The second problem is that sometimes, the guy on the dock is not a guy.  I was at two marinas last year where the dock hand was a teen-aged
woman.  Now, I am sure that they were very competent - neither their femaleness nor their age is being held against them here - but it doesn't
invalidate my position that, on average, the person with greater body mass and upper body strength should be doing the line work.  The fact that
there is someone on the dock doesn't change the math if the person on the boat is throwing the line and then surging it or holding it fast.

This leads us to the third, and what I consider the worst, problem.  The people on the boat should never, ever give up control of the maneuver to
the people on the dock.  The fact that there is a person on the dock, waiting to take your line, should never be taken as a guarantee that the
person on the dock has any idea of what they are doing.  Even if they do have an understanding of how boats and docks work, they literally have
no experience with YOUR boat.  You know all of the quirks and foibles.  Where is it safe to put a fender and where you don't want one.  Which lines
are longer and which are shorter.  Where your shore power connections are and how long your cables are.
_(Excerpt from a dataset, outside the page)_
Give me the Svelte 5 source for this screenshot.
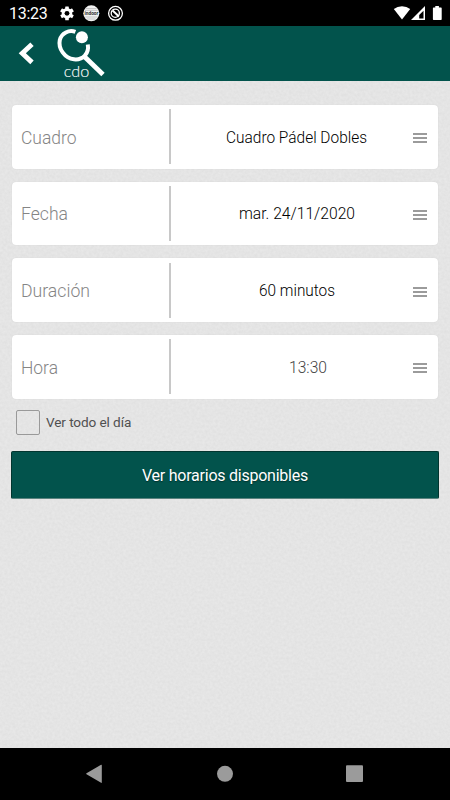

The "guy on the dock" may not even be a marina employee.  He may simply be the guy three boats down who likes to be considerate and really
doesn't know how little he knows.  He wants to be helpful and, if you let him, he'll tie your boat up just like he ties his - without taking into
consideration any of the differences.  

Some of the worst experiences I have had docking have resulted from relying on the guy on the dock to do or not do what I expected.  I will discuss
some of them in later posts, but for right now, just understand that I feel that the absolute worst thing you can do while docking is to rely on the guy
on the dock to make it work.  To go back to my airplane analogy, this would be like expecting the person in the tower to land your plane for you.

Of course, very few people have ever died from a bad docking - but a lot of gin-and-tonics have been consumed after one.